This was a frustrating problem for me: Windows installed a mandatory security update and rebooted my system without asking. Then, the system won’t start back up. I get a logo screen, then I just get a black screen, with the CPU peaked (based on fan noise) and the disk light showing little to no activity. I try to boot into Safe Mode, and it tells me it’s rolling back updates. I try to boot into Safe Mode again, and it hangs at the “Please wait” screen and makes no progress. I anticipate that a System Repair will be needed, so I decrypt my volume and then do a System Repair, but Windows says there’s nothing to repair. I try to use System Recovery and I’m informed that there are no System Recovery checkpoints.
My next step is to try to run sfc to check system files, from the command prompt in the Windows 7 repair options. I run:
sfc /scannow /offwindir=d:\windows /offbootdir=d:\
I’m informed that:
“There is a system repair pending which requires reboot to complete. Restart Windows and run sfc again.”
This isn’t very helpful, since of course starting my system is the problem. However, I discovered that by renaming d:\windows\winsxs\pending.xml, I could eliminate the pending system repair and allow the sfc run to complete.
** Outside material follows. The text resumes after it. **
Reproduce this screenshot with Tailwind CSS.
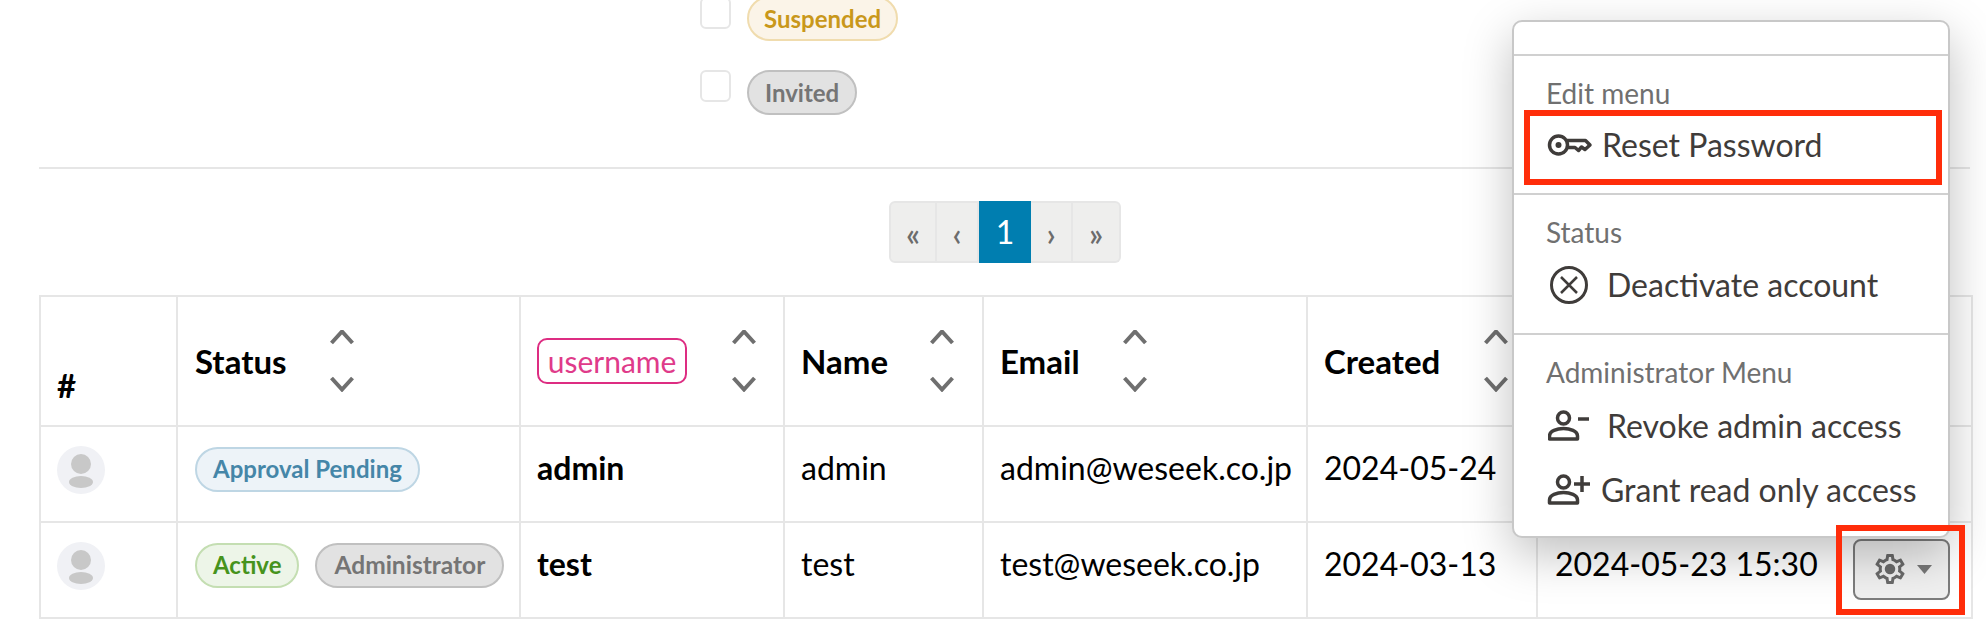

After doing this, probably just because I renamed pending.xml, I could successfully boot into Safe Mode. Now comes part 2. I went to Device Manager and, on a hunch, went to the most recent driver I’d updated, a video driver for my NVIDIA GeForce GT 230M, the Verde version 280.26 driver released on August 9, 2011. I had installed this driver a little while back and not rebooted until now, and a black screen often points to video driver issues, and I could boot in Safe Mode which doesn’t use the video driver, so it made sense that it might be behind it. I clicked properties and did “Roll Back Driver” to get back to version 275.33 which I was using before. After doing this, and rebooting, I could boot normally again. I went ahead and installed the latest Windows updates (not including the graphics update) and rebooted without incident.
I went ahead and left a post about this at the NVIDIA forums. Hopefully the bad driver will get fixed and a new minor version released soon.